L’enjeu principal est donc de remplacer des impôts qui aujourd’hui, de par leur assiette, pèsent sur un facteur de production essentiel, le travail, par de nouveaux impôts, dont l’assiette est une mesure d’une nuisance environnementale. Dans une société frappée par un taux de chômage important et qui doit réaliser des efforts inégalés pour réduire son empreinte sur l’environnement ou le climat, il peut sembler logique de diminuer la fiscalité sur le travail pour augmenter les taxes sur les ressources non renouvelables et les activités polluantes. Si comme l’affirment certains[[Voir notamment « Le Tax Shift va-t-il augmenter le taux d’emploi ? », http://blogs.politique.eu.org/Le-Tax-Shift-va-t-il-augmenter-le]], ce taxshift ne devrait pas permettre la hausse du taux d’emploi que d’autres promettent, il aurait à tout le moins l’intérêt de rétablir une certaine cohérence entre les discours politiques sur la protection de l’environnement et du climat et les actes.

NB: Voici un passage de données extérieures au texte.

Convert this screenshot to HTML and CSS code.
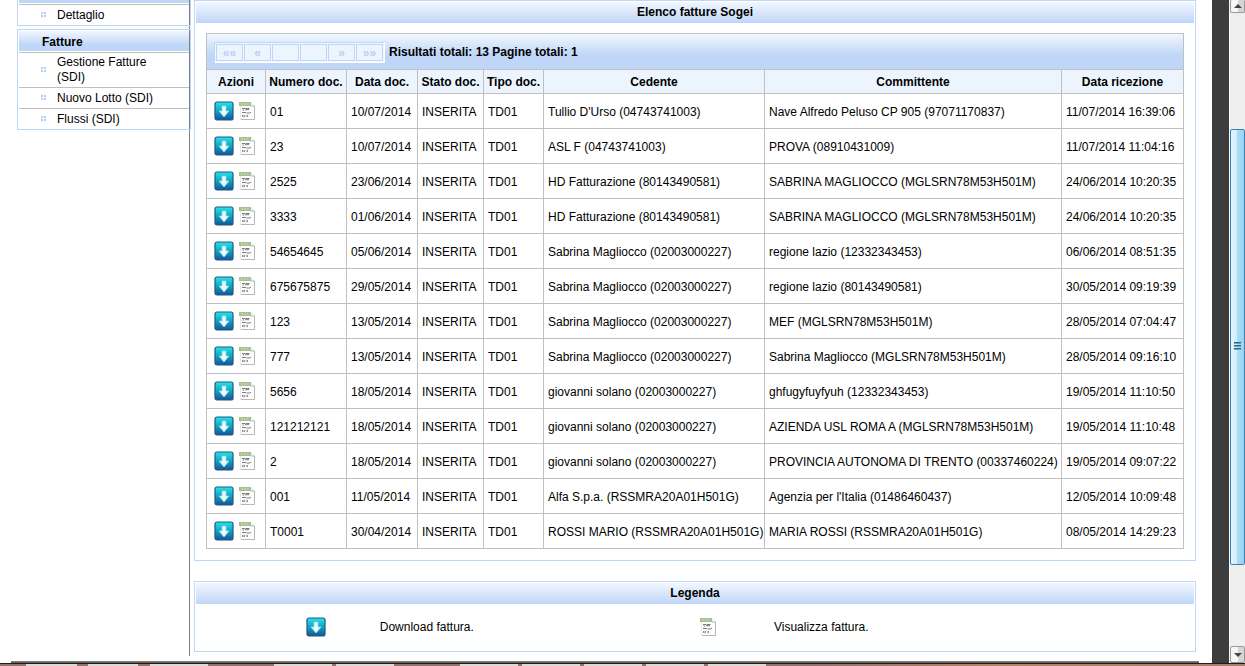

Réformer notre système fiscal n’est évidemment pas chose aisée. Du système de prélèvements obligatoires dépend également notre modèle de société et la question principale de la fiscalité environnementale comme de tout prélèvement est de s’assurer d’une juste redistribution. La fiscalité n’est pas donc pas plus punitive quand elle s’applique aux énergies fossiles que quand elle concerne le travail, le capital et la consommation.